José María Aznar empieza a adquirir esa peculiaridad decorativa de "los jarrones chinos en los pequeños apartamentos", que diría su antecesor en la Moncloa, Felipe González. Su partido ha decidido esquivarle y no le invita a dar mítines, causando esa especie de melancolía que rodea al político que se siente ninguneado por los suyos. En el caso del expresidente, por el hombre que él mismo nombró sucesor.

Resignado a no participar en un mitin junto al candidato Arias Cañete, este plusmarquista de la velocidad y del fondo, el hombre de los 600 abdominales con lastre en los tobillos, el distinguished fellow de la Universidad Johns Hopkins, de las memorias inabarcables y las conferencias trasatlánticas, ha dicho que tendrá que dedicarse a otra cosa. No da la impresión de aburrirse y, sin embargo, se muestra escocido.

¿Qué está pasando para que se produzca esta desafección entre el creador y su obra? Lo más probable es que Rajoy, fiel a su catecismo, prefiera evitar la sombra alargada del padre. O puede, simplemente, que el partido que le rehuye no sepa a estas alturas qué es lo que consigue con Aznar de mitinero: si el voto que atrae irá al Partido Popular o se alejará en dirección a Vox. El expresidente ya no es una fuerza centrípeta del principal partido de la derecha. Al menos, no todos lo entienden así. Esperanza Aguirre, maestra del centrifugado, ha puesto a su disposición el coche mal estacionado con el que habitualmente se da a la fuga por Madrid, pero Aznar ha dicho que no quiere oír hablar más del asunto.

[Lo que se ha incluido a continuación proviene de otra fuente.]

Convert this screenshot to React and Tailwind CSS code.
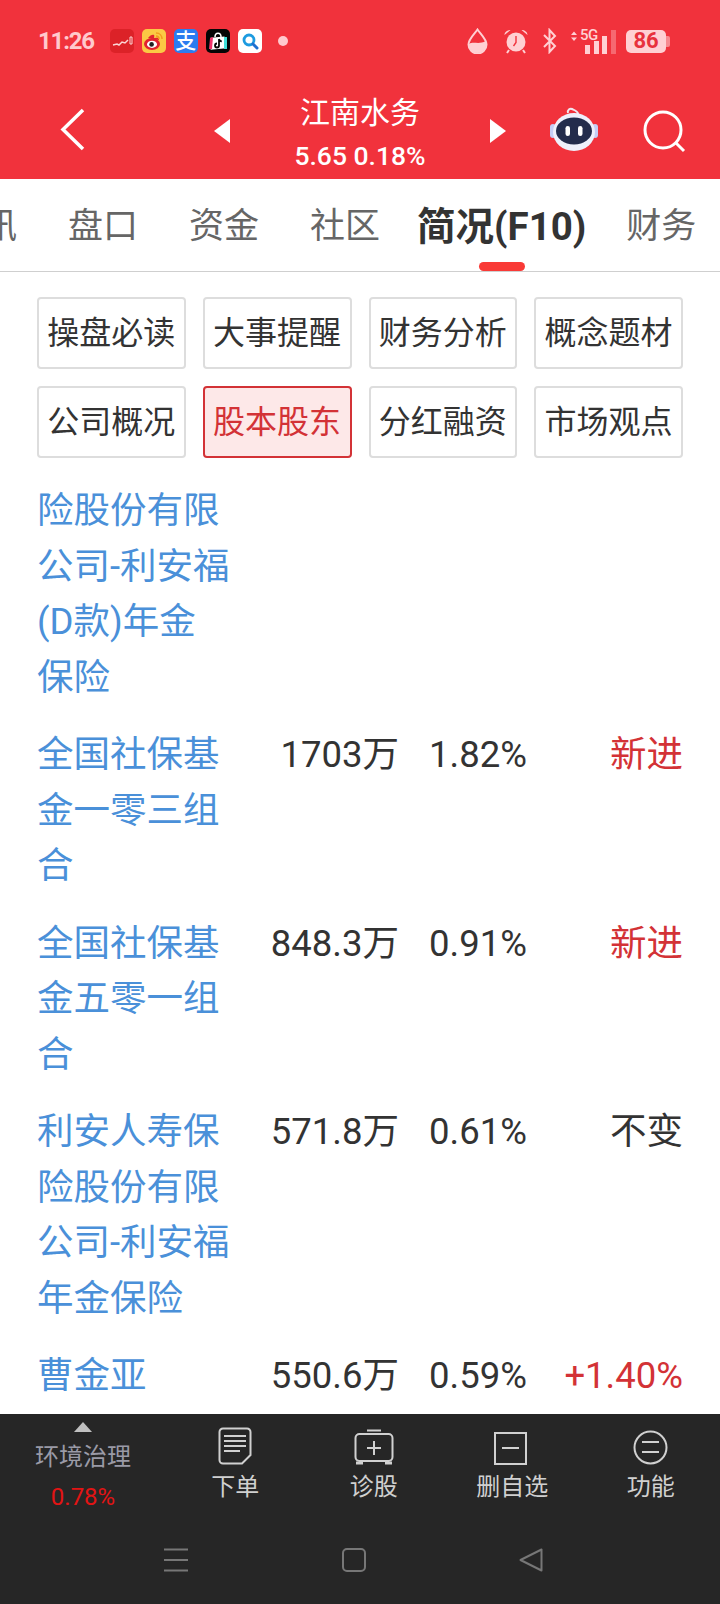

Evidentemente, no existe con el expresidente plusmarquista el conmiserado desprecio del PSOE hacia Zapatero. En el PP, tras las quejas de Aznar, han salido unos y otros a elogiar las virtudes del jarrón chino, que como sucede con los objetos decorativos valiosos todo el mundo prefiere observar a cierta distancia para evitar daños. El riesgo de que la derecha se convierta en una cacharrería es evidente.